Nothing in the data should change when you return it, but leave the pictures out.
^^^^^^^^^^^^^^^^
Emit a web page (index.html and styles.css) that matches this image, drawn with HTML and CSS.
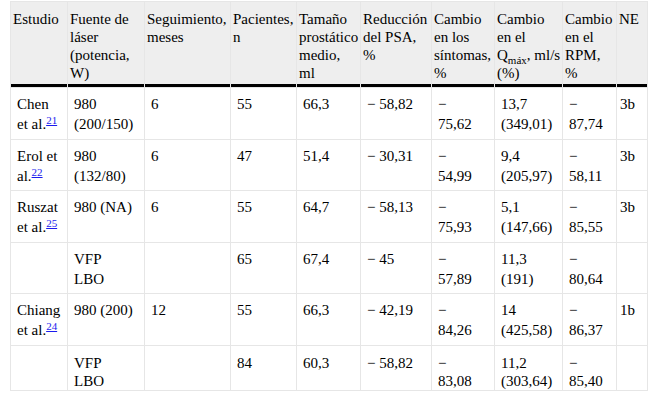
FILE: index.html
```html
<!DOCTYPE html>
<html lang="es">
<head>
<meta charset="utf-8">
<title>Tabla</title>
<link rel="stylesheet" href="styles.css">
</head>
<body>
<div class="wrap">
<table class="data">
  <colgroup>
    <col class="c1"><col class="c2"><col class="c3"><col class="c4"><col class="c5">
    <col class="c6"><col class="c7"><col class="c8"><col class="c9"><col class="c10">
  </colgroup>
  <thead>
    <tr>
      <th>Estudio</th>
      <th>Fuente de<br>láser<br>(potencia,<br>W)</th>
      <th>Seguimiento,<br>meses</th>
      <th>Pacientes,<br>n</th>
      <th>Tamaño<br>prostático<br>medio,<br>ml</th>
      <th>Reducción<br>del PSA,<br>%</th>
      <th>Cambio<br>en los<br>síntomas,<br>%</th>
      <th>Cambio<br>en el<br>Q<sub>máx</sub>, ml/s<br>(%)</th>
      <th>Cambio<br>en el<br>RPM,<br>%</th>
      <th>NE</th>
    </tr>
  </thead>
  <tbody>
    <tr>
      <td>Chen<br>et al.<sup><a href="#b21">21</a></sup></td>
      <td>980<br>(200/150)</td>
      <td>6</td>
      <td>55</td>
      <td>66,3</td>
      <td>− 58,82</td>
      <td>−<br>75,62</td>
      <td>13,7<br>(349,01)</td>
      <td>−<br>87,74</td>
      <td class="ne">3b</td>
    </tr>
    <tr>
      <td>Erol et<br>al.<sup><a href="#b22">22</a></sup></td>
      <td>980<br>(132/80)</td>
      <td>6</td>
      <td>47</td>
      <td>51,4</td>
      <td>− 30,31</td>
      <td>−<br>54,99</td>
      <td>9,4<br>(205,97)</td>
      <td>−<br>58,11</td>
      <td class="ne">3b</td>
    </tr>
    <tr>
      <td>Ruszat<br>et al.<sup><a href="#b25">25</a></sup></td>
      <td>980 (NA)</td>
      <td>6</td>
      <td>55</td>
      <td>64,7</td>
      <td>− 58,13</td>
      <td>−<br>75,93</td>
      <td>5,1<br>(147,66)</td>
      <td>−<br>85,55</td>
      <td class="ne">3b</td>
    </tr>
    <tr>
      <td></td>
      <td>VFP<br>LBO</td>
      <td></td>
      <td>65</td>
      <td>67,4</td>
      <td>− 45</td>
      <td>−<br>57,89</td>
      <td>11,3<br>(191)</td>
      <td>−<br>80,64</td>
      <td class="ne"></td>
    </tr>
    <tr>
      <td>Chiang<br>et al.<sup><a href="#b24">24</a></sup></td>
      <td>980 (200)</td>
      <td>12</td>
      <td>55</td>
      <td>66,3</td>
      <td>− 42,19</td>
      <td>−<br>84,26</td>
      <td>14<br>(425,58)</td>
      <td>−<br>86,37</td>
      <td class="ne">1b</td>
    </tr>
    <tr class="last">
      <td></td>
      <td>VFP<br>LBO</td>
      <td></td>
      <td>84</td>
      <td>60,3</td>
      <td>− 58,82</td>
      <td>−<br>83,08</td>
      <td>11,2<br>(303,64)</td>
      <td>−<br>85,40</td>
      <td class="ne"></td>
    </tr>
  </tbody>
</table>
</div>
</body>
</html>
```

FILE: styles.css
```css
html, body {
  margin: 0;
  padding: 0;
  background: #ffffff;
}

.wrap {
  padding: 1px 0 0 10px;
}

.data {
  table-layout: fixed;
  width: 638px;
  border-collapse: separate;
  border-spacing: 1px;
  background: #e6e6e6;
  font-family: "Liberation Serif", "Times New Roman", serif;
  font-size: 15px;
  color: #000;
}

.c1 { width: 56px; }
.c2 { width: 76px; }
.c3 { width: 85px; }
.c4 { width: 65px; }
.c5 { width: 63px; }
.c6 { width: 70px; }
.c7 { width: 62px; }
.c8 { width: 67px; }
.c9 { width: 53px; }
.c10 { width: 30px; }

.data th {
  background: #eeeeee;
  font-weight: normal;
  text-align: left;
  vertical-align: top;
  white-space: nowrap;
  line-height: 18px;
  padding: 8px 2px 2px 2px;
  border-bottom: 3px solid #000;
}

.data th sub {
  font-size: 11px;
  line-height: 0;
  vertical-align: -4px;
}

.data td {
  background: #ffffff;
  vertical-align: top;
  white-space: nowrap;
  line-height: 20px;
  padding: 6px 4px 4.6px 6px;
}

.data td.ne {
  padding-left: 3px;
}

.data tr.last td {
  line-height: 18px;
  padding-top: 8px;
  padding-bottom: 0;
}

.data sup {
  font-size: 11px;
  line-height: 0;
  vertical-align: 5px;
}

.data sup a {
  color: #1a1aee;
  text-decoration: underline;
}
```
^^^^^^^^^^^^^^^^
### Answer
Emit a web page (index.html and styles.css) that matches this image, drawn with HTML and CSS.
FILE: index.html
```html
<!DOCTYPE html>
<html lang="es">
<head>
<meta charset="utf-8">
<title>Tabla</title>
<link rel="stylesheet" href="styles.css">
</head>
<body>
<div class="wrap">
<table class="data">
  <colgroup>
    <col class="c1"><col class="c2"><col class="c3"><col class="c4"><col class="c5">
    <col class="c6"><col class="c7"><col class="c8"><col class="c9"><col class="c10">
  </colgroup>
  <thead>
    <tr>
      <th>Estudio</th>
      <th>Fuente de<br>láser<br>(potencia,<br>W)</th>
      <th>Seguimiento,<br>meses</th>
      <th>Pacientes,<br>n</th>
      <th>Tamaño<br>prostático<br>medio,<br>ml</th>
      <th>Reducción<br>del PSA,<br>%</th>
      <th>Cambio<br>en los<br>síntomas,<br>%</th>
      <th>Cambio<br>en el<br>Q<sub>máx</sub>, ml/s<br>(%)</th>
      <th>Cambio<br>en el<br>RPM,<br>%</th>
      <th>NE</th>
    </tr>
  </thead>
  <tbody>
    <tr>
      <td>Chen<br>et al.<sup><a href="#b21">21</a></sup></td>
      <td>980<br>(200/150)</td>
      <td>6</td>
      <td>55</td>
      <td>66,3</td>
      <td>− 58,82</td>
      <td>−<br>75,62</td>
      <td>13,7<br>(349,01)</td>
      <td>−<br>87,74</td>
      <td class="ne">3b</td>
    </tr>
    <tr>
      <td>Erol et<br>al.<sup><a href="#b22">22</a></sup></td>
      <td>980<br>(132/80)</td>
      <td>6</td>
      <td>47</td>
      <td>51,4</td>
      <td>− 30,31</td>
      <td>−<br>54,99</td>
      <td>9,4<br>(205,97)</td>
      <td>−<br>58,11</td>
      <td class="ne">3b</td>
    </tr>
    <tr>
      <td>Ruszat<br>et al.<sup><a href="#b25">25</a></sup></td>
      <td>980 (NA)</td>
      <td>6</td>
      <td>55</td>
      <td>64,7</td>
      <td>− 58,13</td>
      <td>−<br>75,93</td>
      <td>5,1<br>(147,66)</td>
      <td>−<br>85,55</td>
      <td class="ne">3b</td>
    </tr>
    <tr>
      <td></td>
      <td>VFP<br>LBO</td>
      <td></td>
      <td>65</td>
      <td>67,4</td>
      <td>− 45</td>
      <td>−<br>57,89</td>
      <td>11,3<br>(191)</td>
      <td>−<br>80,64</td>
      <td class="ne"></td>
    </tr>
    <tr>
      <td>Chiang<br>et al.<sup><a href="#b24">24</a></sup></td>
      <td>980 (200)</td>
      <td>12</td>
      <td>55</td>
      <td>66,3</td>
      <td>− 42,19</td>
      <td>−<br>84,26</td>
      <td>14<br>(425,58)</td>
      <td>−<br>86,37</td>
      <td class="ne">1b</td>
    </tr>
    <tr class="last">
      <td></td>
      <td>VFP<br>LBO</td>
      <td></td>
      <td>84</td>
      <td>60,3</td>
      <td>− 58,82</td>
      <td>−<br>83,08</td>
      <td>11,2<br>(303,64)</td>
      <td>−<br>85,40</td>
      <td class="ne"></td>
    </tr>
  </tbody>
</table>
</div>
</body>
</html>
```

FILE: styles.css
```css
html, body {
  margin: 0;
  padding: 0;
  background: #ffffff;
}

.wrap {
  padding: 1px 0 0 10px;
}

.data {
  table-layout: fixed;
  width: 638px;
  border-collapse: separate;
  border-spacing: 1px;
  background: #e6e6e6;
  font-family: "Liberation Serif", "Times New Roman", serif;
  font-size: 15px;
  color: #000;
}

.c1 { width: 56px; }
.c2 { width: 76px; }
.c3 { width: 85px; }
.c4 { width: 65px; }
.c5 { width: 63px; }
.c6 { width: 70px; }
.c7 { width: 62px; }
.c8 { width: 67px; }
.c9 { width: 53px; }
.c10 { width: 30px; }

.data th {
  background: #eeeeee;
  font-weight: normal;
  text-align: left;
  vertical-align: top;
  white-space: nowrap;
  line-height: 18px;
  padding: 8px 2px 2px 2px;
  border-bottom: 3px solid #000;
}

.data th sub {
  font-size: 11px;
  line-height: 0;
  vertical-align: -4px;
}

.data td {
  background: #ffffff;
  vertical-align: top;
  white-space: nowrap;
  line-height: 20px;
  padding: 6px 4px 4.6px 6px;
}

.data td.ne {
  padding-left: 3px;
}

.data tr.last td {
  line-height: 18px;
  padding-top: 8px;
  padding-bottom: 0;
}

.data sup {
  font-size: 11px;
  line-height: 0;
  vertical-align: 5px;
}

.data sup a {
  color: #1a1aee;
  text-decoration: underline;
}
```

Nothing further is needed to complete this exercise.